Blood Communion: A Tale of Prince Lestat
- First edition cover
- Author: Anne Rice
- Illustrator: Mark Edward Geyer
- Language: English
- Series: The Vampire Chronicles
- Genre: Horror, Gothic
- Published: October 2, 2018
- Publisher: Knopf
- Publication place: United States
- Media type: Print (Hardcover)
- Pages: 272
- ISBN: 978-1-5247-3264-6
- Preceded by: Prince Lestat and the Realms of Atlantis

= Blood Communion: A Tale of Prince Lestat =

Thirteenth book of The Vampire Chronicles

Blood Communion: A Tale of Prince Lestat is a novel by American writer Anne Rice, the 13th and last book in The Vampire Chronicles series, published on October 2, 2018. It is the first novel of The Vampire Chronicles to contain illustrations (by Mark Edward Geyer).
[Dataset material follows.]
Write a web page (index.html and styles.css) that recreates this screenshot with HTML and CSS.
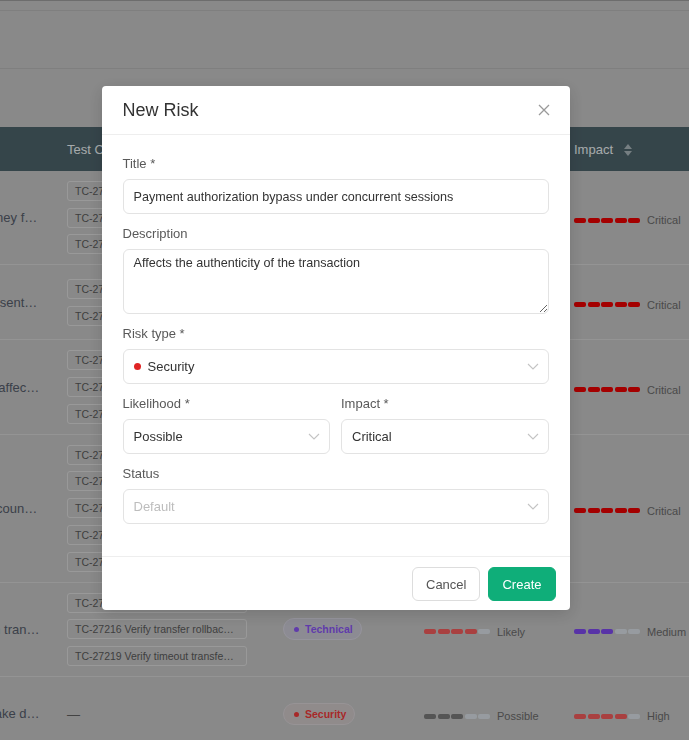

It is the final novel in the series after Rice's passing on December 11, 2021.

== Plot summary ==
The vampire Lestat de Lioncourt recounts his confrontations with the villainous vampire Rhoshamandes; his efforts to successfully rule the vampiric world as Prince Lestat; and his attempts to bring together the vampires of the world into one unified, familial tribe.